先週公開したクミタテルのコラム「定年前に退職した場合の確定給付企業年金」を読んだFP(ファイナンシャルプランナー)の方から、以下のようなコメントをいただきました。

企業年金の受取方法をどうするかについては、税金や社会保険料の観点や本人のライフプラン・マネープランの観点から論じられることが多いですが、子どもや家族のこと、相続という切り口で考えられているのは新鮮でした。

今あるほとんどの確定給付企業年金は終身年金を設けていないため、確定年金でしか受け取れませんが、クミタテルのコラムに書いたように定年前に退職したときの脱退一時金は、企業年金連合会の通算企業年金に移すことで終身年金化することができます。

また、企業年金の一時金や確定年金、退職一時金を60歳代後半の生活費に充てることで、公的年金の受給を繰り下げれば終身で受け取る年金額が増えますから、これも企業年金や退職金を間接的に終身年金化する1つの方法(というか非常に有効な方法)だといえるでしょう。

このように、高齢期において金融資産を「終身年金を受け取る権利」に変えておくことは、本人だけでなく家族にとっても重要な意味を持つと考えられます。

たとえば、将来的に介護が必要な期間が長期化した場合、終身年金というキャッシュフローがあることで家族に経済的な負担をかけなくて済むかもしれません。また、預金の形で多くの資産を保有していると、判断力が低下してきたときなどに、それをどう管理するかという問題が出てくるでしょう。

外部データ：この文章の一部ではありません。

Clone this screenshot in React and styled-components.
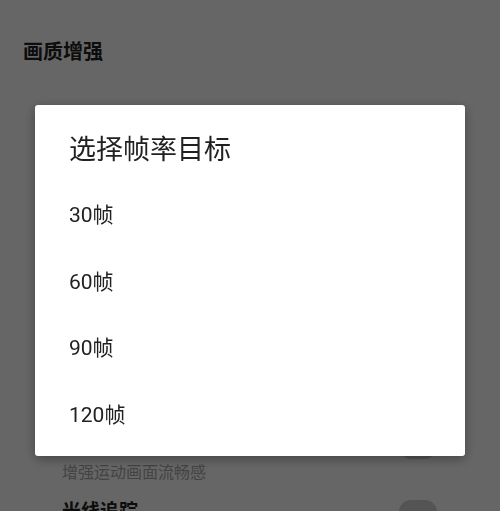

相続の観点からは、遺産を多く残すよりは自分の生きている間に使いたいという考えであれば、資産を終身年金化しておくことで寿命にかかわらず資産を余らせたり逆に不足してしまうことを回避できます。

退職金や年金の受け取りに関しては、表面的な損得に左右されることなく、相続を含めた将来のプランを家族と共有しながら考えるのが理想的ですね。